McGloin wasn't wrong. Despite its biggest scoring output of the season, the Nittany Lions were just 4-of-7 on their red-zone chances. For the season, Penn State is scoring just 62 percent of the time it enters the red zone -- the 11th-worst rate in the country.
On the flip side, Northwestern's defense has toughened up in that area and has allowed just seven touchdowns in 18 trips.
"I'd like to see myself do better," McGloin added, "and be more consistent at times."
The wide receivers coach told reporters that extra defenders would stalk Allen Robinson throughout the Big Ten season, that they would stick to Matt McGloin's top target better than the names on the back of their jerseys.
"We want to spread it around a little more," Hixon said shortly after Penn State's first win, "because, when we get to Big Ten play, there's going to be some double coverage -- and other guys got to come through."
Enter Alex Kenney, a wideout-turned-cornerback-turned-wideout.
With the departure of Shawney Kersey, McGloin has relied more and more on Kenney as a Plan-B receiver. In the last two games, Kenney has quietly made seven catches to Robinson's eight.
In the non-conference season, Robinson accounted for 40 percent of McGloin's passing yards. But it's clear that won't fly against Big Ten competition. Against Illinois, he reeled in just three catches for 35 yards.
"I don't think you can double-cover one guy on us," McGloin said Wednesday. "We'll just throw to someone else."
Kenney, a redshirt sophomore, wasn’t always the most likely candidate to become that "someone else." He competed mostly at cornerback last season until he was thrust into a receiving role in the TicketCity Bowl.
When Hixon first saw Kenney, he told the speedy wideout he wasn't moving back to defense. Kenney waited to hear those words for two seasons.
"It was frustrating," Kenney said about his previous moves, "and it was tough because you didn't know where you were going to be or what plays to learn because you were constantly getting pushed back and forth.
"I'm really appreciative of having a home with this staff."
In the preseason, his starting job in the slot wasn't guaranteed either.
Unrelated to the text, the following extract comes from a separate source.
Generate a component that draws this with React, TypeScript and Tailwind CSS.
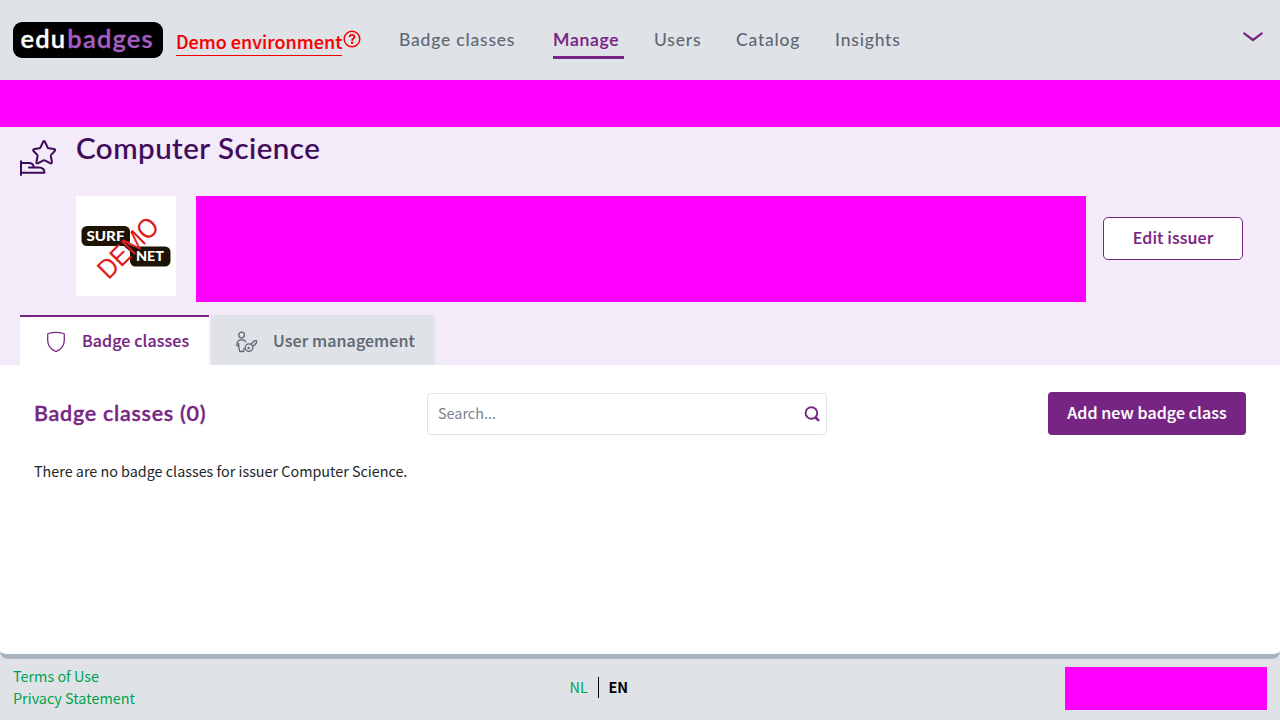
import React from "react";

const sans = "font-['Noto_Sans_CJK_SC','Noto_Sans',sans-serif]";
const display = "font-['Lato','Open_Sans',sans-serif]";
const semibold = "font-medium [-webkit-text-stroke:0.15px_currentColor]";

function NavItem({ label, width, active = false }: { label: string; width: string; active?: boolean }) {
  return (
    <a
      className={`${width} ${display} block h-[31px] shrink-0 whitespace-nowrap border-b-[3px] text-[17.5px] leading-[24px] ${
        active ? "border-[#772583] font-semibold tracking-[0.75px] text-[#772583] [-webkit-text-stroke:0.15px_currentColor]" : "border-transparent font-medium tracking-[0.8px] text-[#5e6873]"
      }`}
    >
      {label}
    </a>
  );
}

function HelpIcon() {
  return (
    <svg width="18" height="18" viewBox="0 0 18 18" fill="none" stroke="#f50000" strokeWidth="1.5">
      <circle cx="9" cy="9" r="7.8" />
      <path d="M6.7 7.1C6.7 4.1 11.4 4.2 11.4 6.8C11.4 8.6 9.1 8.4 9.1 10.7" strokeWidth="1.9" />
      <circle cx="9.1" cy="12.8" r="0.5" />
    </svg>
  );
}

function IssuerIcon() {
  return (
    <svg width="38" height="38" viewBox="0 0 38 38" fill="none" stroke="#3f0a5a" strokeWidth="2" strokeLinejoin="round" strokeLinecap="round">
      <path d="M23.2 1.8Q24 .2 24.9 1.8L27.6 7.4Q28 8.1 28.8 8.2L33.8 8.9Q36.2 9.4 34.6 11.2L31.2 14.9Q30.7 15.4 30.8 16L31.9 21.7Q32 24.1 30 23.2L24.8 20.4Q24.1 20.1 23.5 20.4L18.2 23.2Q16 23.9 16.5 21.7L17.6 16Q17.7 15.3 17.2 14.8L13.7 11.3Q12.3 9.4 14.7 8.9L19.4 8.2Q20.2 8.1 20.5 7.4Z" />
      <path d="M1 21.2V35M1 23H9Q13 23.2 13.7 26.5M1 32.7H24.4Q24.7 27.6 18.6 27.6H9" />
    </svg>
  );
}

function IssuerLogo() {
  return (
    <svg className="shrink-0 bg-white" width="100" height="100" viewBox="0 0 100 100">
      <rect x="5.5" y="30" width="48.5" height="20" rx="5.5" fill="#1e1405" />
      <rect x="54" y="50.5" width="40.5" height="20" rx="5.5" fill="#1e1405" />
      <g className="font-['Lato',sans-serif] font-black" fill="#fff" fontSize="12.8">
        <text x="10.5" y="44.8" textLength="38" lengthAdjust="spacingAndGlyphs">SURF</text>
        <text x="60" y="65" textLength="28" lengthAdjust="spacingAndGlyphs">NET</text>
      </g>
      <path d="M44 46L54 49L64 53L57 58L49 51Z" fill="#1e1405" />
      <text
        className="font-['Liberation_Sans',sans-serif]"
        transform="translate(32.5 84.5) rotate(-45)"
        fontSize="27.5"
        textLength="74"
        lengthAdjust="spacingAndGlyphs"
        fill="#e01b1b"
      >
        DEMO
      </text>
    </svg>
  );
}

function ShieldIcon() {
  return (
    <svg width="20" height="22" viewBox="0 0 20 22" fill="none" stroke="#772583" strokeWidth="1.3" strokeLinejoin="round">
      <path d="M1.7 3.3Q1.7 2.7 2.4 2.5Q10 .1 17.6 2.5Q18.3 2.7 18.3 3.3V9.5Q18 17 10.7 20.2Q10 20.6 9.3 20.2Q2 17 1.7 9.5Z" />
    </svg>
  );
}

function UserKeyIcon() {
  return (
    <svg width="22" height="22" viewBox="0 0 22 22" fill="none" stroke="#5e6873" strokeWidth="1.3" strokeLinejoin="round" strokeLinecap="round">
      <circle cx="5.6" cy="4" r="2.8" />
      <path d="M9.8 10.8Q8.8 8.6 5.6 8.6Q.8 8.8 .8 14.3L2.7 15.2L3.7 20.5H7.6L8 17.5M2.7 15.2V12.5" />
      <circle cx="13" cy="16.6" r="3.8" />
      <circle cx="12.6" cy="17" r=".6" />
      <path d="M14.8 13.2L18.4 9.7H20.5V12.1L19.2 12.4V13.8L17.7 14.1L16.6 15.3" />
    </svg>
  );
}

export default function App() {
  return (
    <div className={`${sans} flex h-[720px] w-[1280px] flex-col overflow-hidden bg-[#dfe3e8] text-[#212529]`}>
      <header className="flex h-20 shrink-0 items-start pl-[13px] pr-[17px]">
        <div className={`${display} mt-[22px] flex h-9 w-[150px] shrink-0 items-center whitespace-nowrap rounded-[9px] bg-black pb-[4px] pl-[7.5px] text-[25.5px] font-semibold leading-8 tracking-[1.2px] text-white [-webkit-text-stroke:0.35px_currentColor]`}>
          edu<span className="ml-px text-[#a45fc0]">badges</span>
        </div>
        <div className="ml-[13px] mt-[27px] flex w-[223px] shrink-0 items-start">
          <a className={`${semibold} h-[29px] w-[166px] whitespace-nowrap border-b border-[#f50000] text-[18px] leading-[28px] text-[#f50000]`}>Demo environment</a>
          <span className="mt-[3px] ml-px"><HelpIcon /></span>
        </div>
        <nav className="mt-[28px] flex flex-1">
          <NavItem label="Badge classes" width="mr-[34px] w-[120px]" />
          <NavItem label="Manage" width="mr-[30px] w-[71px]" active />
          <NavItem label="Users" width="mr-[35px] w-[47px]" />
          <NavItem label="Catalog" width="mr-[35px] w-[64px]" />
          <NavItem label="Insights" width="w-[66px]" />
        </nav>
        <svg className="mt-[31px]" width="20" height="12" viewBox="0 0 20 12" fill="none" stroke="#772583" strokeWidth="2.2" strokeLinecap="round" strokeLinejoin="round">
          <path d="M1.2 2.3L10 9L18.8 2.3" />
        </svg>
      </header>

      <div className="h-[47px] shrink-0 bg-[#ff00ff]" />

      <section className="flex h-[238px] shrink-0 flex-col bg-[#f4ebfa] px-5">
        <div className="flex h-[69px] items-start">
          <div className="mt-[13px] w-14"><IssuerIcon /></div>
          <h1 className={`${display} mt-px whitespace-nowrap text-[29.5px] font-medium leading-10 tracking-[0.5px] text-[#3f0a5a] [-webkit-text-stroke:0.2px_currentColor]`}>Computer Science</h1>
        </div>
        <div className="flex h-[119px] items-start pl-14">
          <IssuerLogo />
          <div className="ml-5 h-[106px] w-[890px] bg-[#ff00ff]" />
          <button className={`${semibold} ml-[17px] mt-[21px] h-[43px] w-[140px] rounded-[5px] border border-[#772583] bg-white pb-[3px] text-[16px] leading-6 tracking-[0.1px] text-[#772583]`}>Edit issuer</button>
        </div>
        <div className="flex h-[50px] gap-[2px]">
          <div className={`${semibold} flex w-[189px] items-center border-t-2 border-[#772583] bg-white pl-[26px] text-[16px] tracking-[0.1px] text-[#772583]`}>
            <span className="mt-[2px]"><ShieldIcon /></span>
            <span className="mb-[2px] ml-4 whitespace-nowrap leading-6">Badge classes</span>
          </div>
          <div className={`${semibold} flex w-[224px] items-center border-t-2 border-[#dfe3e8] bg-[#dfe3e8] pl-[25px] text-[16px] tracking-[0.1px] text-[#5e6873]`}>
            <span className="mt-[2px]"><UserKeyIcon /></span>
            <span className="mb-[2px] ml-[15px] whitespace-nowrap leading-6">User management</span>
          </div>
        </div>
      </section>

      <main className="h-[294px] shrink-0 rounded-b-[8px] border-b-[5px] border-[#a9b3bd] bg-white px-[34px] pt-[27px]">
        <div className="flex h-[43px] items-center">
          <h2 className={`${display} w-[393px] whitespace-nowrap pb-[2px] text-[21.5px] font-semibold leading-7 tracking-[0.72px] text-[#772583] [-webkit-text-stroke:0.35px_currentColor]`}>Badge classes (0)</h2>
          <div className="mt-px flex h-[42px] w-[400px] items-center justify-between rounded-[4px] border border-[#dfe3e8] pl-[10px] pr-[6px]">
            <span className="pb-[2px] text-[14.4px] leading-6 text-[#79838d]">Search...</span>
            <svg width="16" height="16" viewBox="0 0 16 16" fill="none" stroke="#772583" strokeWidth="1.9">
              <circle cx="7.4" cy="7" r="5.8" />
              <path d="M11.2 11L15 14.8" strokeWidth="2.5" />
            </svg>
          </div>
          <button className={`${semibold} ml-auto h-[43px] w-[198px] rounded-[4px] bg-[#772583] pb-[3px] text-[16px] leading-6 tracking-[0.08px] text-white`}>Add new badge class</button>
        </div>
        <p className="mt-[24px] whitespace-nowrap text-[14.35px] leading-6">There are no badge classes for issuer Computer Science.</p>
      </main>

      <footer className="flex h-[61px] shrink-0 items-start justify-between pl-[13px] pr-[13px] text-[14.4px]">
        <div className="mt-[6px] flex w-[546px] flex-col leading-[22px] text-[#00a24e]">
          <a>Terms of Use</a>
          <a>Privacy Statement</a>
        </div>
        <div className="mt-[17px] flex flex-1 leading-[22px]">
          <a className="ml-[10.5px] w-[28.5px] text-[#00a24e]">NL</a>
          <span className="mt-px w-px bg-black" />
          <a className="ml-[9.5px] font-bold text-black">EN</a>
        </div>
        <div className="mt-2 h-[43px] w-[202px] bg-[#ff00ff]" />
      </footer>
    </div>
  );
}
He rotated in and out of the first team with Evan Lewis. Even during Week 1, a dreaded "OR" was listed next to his name on the depth chart -- signifying the job was still open.
But Kenney ended up wrestling the start away from Lewis. Maybe it had something to do with his speed -- he still holds the state's 60-meter record in high school (6.8 seconds) -- or something else the coaches saw. Kenney isn't sure. He just knows he can't take a play off now.
"I'm just trying to make as many plays as possible and catch balls thrown my way," he said matter-of-factly.
The State College native is beginning to emerge as the No. 2 wideout, but he might not be there yet. McGloin hasn't consistently targeted him downfield -- despite being one of the fastest players on the team.
Most of Kenney's catches have come on screens and short routes, but more aggressive targets could be on the way.
"Alex is a great weapon for us," McGloin said. "He's got a lot of speed. We want to get him the ball in space."